Image: Preferable to premium rate phonelines? Initiatives like Teach Your Granny to Text spread understanding of new technology...
As social networks become a part of most people’s lives, all sorts of services are springing up to help them, from mobile phone apps to reputation search engines. There is though a darker side, of spammers, scam artists and money-making schemes.
I came across an advert recently for Social Network UK Helpline, which charges people £1.50 a minute for advice about using social networks.

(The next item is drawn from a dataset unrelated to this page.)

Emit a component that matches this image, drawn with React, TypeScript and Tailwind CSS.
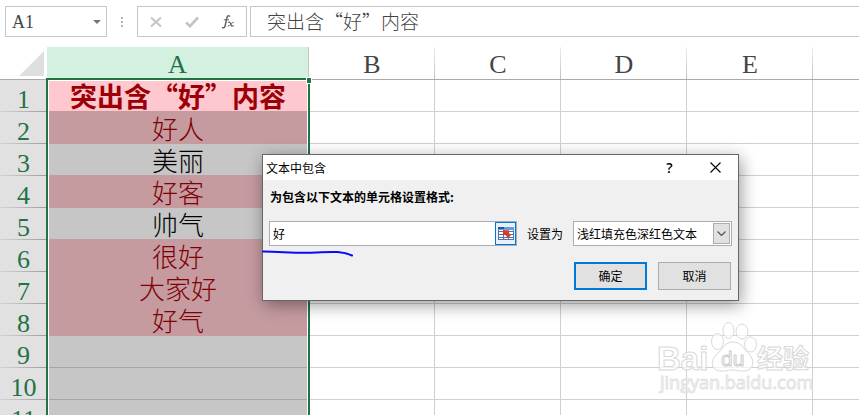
import React, { useState } from 'react';
import clsx from 'clsx';

type Row = { id: number; text: string; hit: boolean };

const rows: Row[] = [
  { id: 1, text: '突出含“好”内容', hit: true },
  { id: 2, text: '好人', hit: true },
  { id: 3, text: '美丽', hit: false },
  { id: 4, text: '好客', hit: true },
  { id: 5, text: '帅气', hit: false },
  { id: 6, text: '很好', hit: true },
  { id: 7, text: '大家好', hit: true },
  { id: 8, text: '好气', hit: true },
  { id: 9, text: '', hit: false },
  { id: 10, text: '', hit: false },
  { id: 11, text: '', hit: false },
];

const columns = ['B', 'C', 'D', 'E'];

function FormulaBar() {
  return (
    <div className="flex h-[31px] pl-[5px] text-[#444]">
      {/* Name box */}
      <button className="flex w-[102px] items-center justify-between border border-[#c6c6c6] pr-[5px] pl-[6px] font-['Liberation_Serif',serif] text-lg">
        A1
        <svg className="h-1 w-2" viewBox="0 0 8 4" fill="#777">
          <path d="M0 0h8L4 4z" />
        </svg>
      </button>
      <div className="flex w-[30px] flex-col items-center justify-center gap-[2px]">
        <span className="h-[2px] w-[2px] bg-[#b4b4b4]" />
        <span className="h-[2px] w-[2px] bg-[#b4b4b4]" />
        <span className="h-[2px] w-[2px] bg-[#b4b4b4]" />
      </div>
      <div className="flex w-[110px] items-center justify-between border border-[#c6c6c6] px-3">
        <button aria-label="取消输入">
          <svg className="h-3 w-3" viewBox="0 0 12 12" fill="none" stroke="#c4c4c4" strokeWidth="2">
            <path d="M1 1.5l10 9M11 1.5l-10 9" />
          </svg>
        </button>
        <button aria-label="输入">
          <svg className="h-3 w-[14px]" viewBox="0 0 14 12" fill="none" stroke="#c4c4c4" strokeWidth="2.6">
            <path d="M1 6.5l4 3.7L13 1.5" />
          </svg>
        </button>
        <button aria-label="插入函数">
          <svg className="h-[14px] w-3" viewBox="0 0 12 14" fill="none" stroke="#666" strokeLinecap="round">
            <path d="M7.5 1.2C6 .2 5.2 1.2 4.8 3L3.2 10.500C2.800 12.300 1.800 13.300.6 12.600" strokeWidth="1.500" />
            <path d="M2.200 4.800h4.500" />
            <path d="M6.500 7.300c1.500-.8 1.800.4 2.300 2s1 2.300 2.500 1.500" strokeWidth="1.300" />
            <path d="M11.500 7.200c-1.500 0-3.500 4-5.500 4" />
          </svg>
        </button>
      </div>
      <input
        aria-label="编辑栏"
        defaultValue="突出含“好”内容"
        className="ml-[3px] min-w-0 flex-1 border border-r-0 border-[#c6c6c6] px-4 font-['Noto_Sans_CJK_SC',sans-serif] text-[19px] font-light outline-none"
      />
    </div>
  );
}

function Sheet() {
  return (
    <div className="relative mt-[10px]">
      <table className="w-full table-fixed border-separate border-spacing-0">
        <colgroup>
          <col className="w-[47px]" />
          <col className="w-[262px]" />
          <col className="w-[126px]" />
          <col className="w-[126px]" />
          <col className="w-[126px]" />
          <col className="w-[126px]" />
          <col />
        </colgroup>
        <thead>
          <tr className="h-[33px] font-['Liberation_Serif',serif] text-[26px] leading-6 text-[#444]">
            <th className="border-b border-[#ababab] p-0">
              <svg className="ml-[19px] h-[25px] w-[25px]" viewBox="0 0 25 25" fill="#dfdfdf">
                <path d="M25 0v25H0z" />
              </svg>
            </th>
            <th className="border-r border-b border-[#c6c6c6] bg-[#d3f0e0] p-0 pt-1 font-normal text-[#217346]">A</th>
            {columns.map((name) => (
              <th
                key={name}
                className="border-b border-[#ababab] bg-[linear-gradient(#f0f0f0,#c0c0c0)] bg-[length:1px_100%] bg-right bg-no-repeat p-0 pt-1 font-normal"
              >
                {name}
              </th>
            ))}
            <th className="border-b border-[#ababab] p-0" />
          </tr>
        </thead>
        <tbody>
          {rows.map((row, i) => (
            <tr key={row.id} className="h-8">
              <th
                scope="row"
                className="bg-[#e1e1e1] bg-[linear-gradient(to_right,#d4d4d4,#9c9c9c)] bg-[length:100%_1px] bg-bottom bg-no-repeat p-0 align-bottom font-['Liberation_Serif',serif] text-[26px] leading-6 font-normal text-[#217346]"
              >
                {row.id}
              </th>
              <td
                className={clsx(
                  "border-b p-0 text-center font-['Noto_Sans_CJK_SC',sans-serif] leading-7",
                  i === 0 ? 'bg-[#ffc7ce] text-[27px] font-semibold' : 'text-[26px] font-light',
                  i > 0 && row.hit && 'bg-[#c59ba0]',
                  !row.hit && 'bg-[#c6c6c6]',
                  !row.hit && 'text-black',
                  row.hit && (i === 0 ? 'text-[#9c0006]' : 'text-[#800006]'),
                  i < 8 ? 'border-[#c59ba0]' : 'border-[#a6a6a6]'
                )}
              >
                {row.text}
              </td>
              {[...columns, ''].map((name) => (
                <td
                  key={name}
                  className={clsx('border-b border-[#d0d0d0] p-0', name && 'border-r')}
                />
              ))}
            </tr>
          ))}
        </tbody>
      </table>

      {/* Selection frame of column A */}
      <div className="pointer-events-none absolute top-[31px] -bottom-1 left-[46px] w-[264px] border-2 border-[#217346] shadow-[inset_0_0_0_1px_#fff]" />
      <div className="absolute top-[30px] left-[306px] h-[7px] w-[6px] border border-white bg-[#217346]" />
    </div>
  );
}

function RangeIcon() {
  return (
    <svg className="h-[13px] w-4" viewBox="0 0 16 13">
      <rect width="16" height="13" fill="#fff" />
      <rect width="16" height="3" fill="#6f9ad8" />
      <rect width="6" height="2" fill="#27539b" />
      <path d="M0 4.5h16M0 7.5h16M0 10.5h16M.5 3v10M5.5 3v10M10.5 3v10M15.5 3v10M0 12.5h16" stroke="#5273ad" fill="none" />
      <path d="M5 3l6 .5-1 1.500L13 8 10 11 7 7.500 5 9z" fill="#d83a26" />
    </svg>
  );
}

function RuleDialog() {
  const [text, setText] = useState('好');

  return (
    <div
      role="dialog"
      aria-labelledby="dialog-title"
      className="absolute top-[154px] left-[262px] w-[477px] border border-[#666] bg-[#f0f0f0] font-['Noto_Sans_CJK_SC',sans-serif] text-xs text-black shadow-[2px_4px_16px_rgba(0,0,0,0.4)]"
    >
      <div className="flex h-[25px] items-center bg-white pl-[3px]">
        <h2 id="dialog-title" className="flex-1">文本中包含</h2>
        <button aria-label="帮助" className="w-[45px] font-['Open_Sans',sans-serif] text-sm font-semibold">?</button>
        <button aria-label="关闭" className="flex w-[46px] justify-center">
          <svg className="h-[11px] w-[11px]" viewBox="0 0 11 11" stroke="#000" strokeWidth="1.1">
            <path d="M.5.5l10 10M10.5.5l-10 10" />
          </svg>
        </button>
      </div>

      <form className="px-[6px] pt-[9px] pb-[10px]" onSubmit={(e) => e.preventDefault()}>
        <label htmlFor="rule-text" className="block pl-px leading-4 font-bold">
          为包含以下文本的单元格设置格式:
        </label>

        <div className="mt-4 flex h-[25px] items-center">
          <div className="flex h-full w-[248px] border border-[#abadb3] bg-white">
            <input
              id="rule-text"
              value={text}
              onChange={(e) => setText(e.target.value)}
              className="min-w-0 flex-1 px-[3px] outline-none"
            />
            <button
              type="button"
              aria-label="选择区域"
              className="flex w-[21px] items-center justify-center border border-[#0078d7] bg-[#e5f1fb]"
            >
              <RangeIcon />
            </button>
          </div>
          <label htmlFor="rule-format" className="w-14 text-center">设置为</label>
          <div className="relative h-full w-[159px]">
            <select
              id="rule-format"
              className="h-full w-full appearance-none border border-[#abadb3] bg-white pl-[3px] outline-none"
            >
              <option>浅红填充色深红色文本</option>
            </select>
            <span className="pointer-events-none absolute top-[2px] right-[2px] flex h-[21px] w-[17px] items-center justify-center border border-[#adadad] bg-[#e1e1e1]">
              <svg className="h-[5px] w-[9px]" viewBox="0 0 9 5" fill="none" stroke="#555" strokeWidth="1.2">
                <path d="M.5.5l4 4 4-4" />
              </svg>
            </span>
          </div>
        </div>

        <div className="mt-4 flex justify-end gap-[11px] pr-px">
          <button type="submit" className="h-7 w-[73px] border-2 border-[#0078d7] bg-[#e1e1e1]">确定</button>
          <button type="button" className="h-7 w-[73px] border border-[#adadad] bg-[#e1e1e1]">取消</button>
        </div>
      </form>

      {/* Pen mark under the text box */}
      <svg className="absolute top-[94px] -left-px h-2 w-[92px]" viewBox="0 0 92 8" fill="none" stroke="#0a0af5" strokeWidth="2" strokeLinecap="round">
        <path d="M1 2.5C18 2.5 28 4 46 3.8S78 .8 90 6.5" />
      </svg>
    </div>
  );
}

function Watermark() {
  return (
    <svg
      className="absolute right-[43px] bottom-[14px] h-[82px] w-[160px]"
      viewBox="0 0 160 82"
      fill="#fff"
      fillOpacity="0.7"
      stroke="#d8d8d8"
      strokeWidth="1"
      strokeLinejoin="round"
    >
      <text x="1" y="51" fontSize="33" fontWeight="bold" fontFamily="'Liberation Sans', sans-serif">Bai</text>
      <ellipse cx="61.5" cy="22.5" rx="6" ry="8" />
      <ellipse cx="72.5" cy="11.5" rx="5.5" ry="8" />
      <ellipse cx="86" cy="12.5" rx="6" ry="7.5" />
      <ellipse cx="94.5" cy="25.5" rx="6" ry="7.5" />
      <path d="M77 23c8 0 11 7 16 12 6 6 5 16-4 17-5 .5-8-1-13-1s-8 2-13 1c-9-2-8-12-2-17 6-5 8-12 16-12z" />
      <text x="65" y="47" fontSize="21" fontFamily="'Liberation Sans', sans-serif" stroke="#cdcdcd">du</text>
      <text x="101" y="49" fontSize="26" fontWeight="bold" fontFamily="'Noto Sans CJK SC', sans-serif">经验</text>
      <text x="4" y="70" fontSize="18" fontFamily="'Open Sans', sans-serif" stroke="#e2e2e2">
        jingyan.baidu.com
      </text>
    </svg>
  );
}

export default function App() {
  return (
    <main className="relative h-screen overflow-hidden bg-white pt-[6px]">
      <FormulaBar />
      <Sheet />
      <Watermark />
      <RuleDialog />
    </main>
  );
}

The service is run by a company whose founder has previously been investigated by Mirror journalists for providing similar “services” providing premium rate advice about eBay and PayPal. A call to the latter by the journalists about how re-set a password cost £15 – information that was readily available on PayPal’s help section.
It’s sad to think that vulnerable people confused about privacy and other social network issues may run up big bills using such a service. It also emphasises the responsibility social networks have to their users to make their support pages easy to use.
Meantime, the best that the more web literate people can do is offer to help those with less knowledge. Schemes like Teach Your Granny to Text and other initiatives from the magnificent We Are What We Do are an optimistic counterpoint to the depressing influx of companies preying on people’s lack of experience in the social web.
Teach yourself how social networks work and then tell your friends and family…
If you have read Me and My Web Shadow you will be familiar with the idea of a Google Shadow, a phrase coined by Jeff Jarvis, and how Google is the most important tool in beginning to get a sense of what your web shadow looks like.
Open University blogger Tony Hirst posted today ...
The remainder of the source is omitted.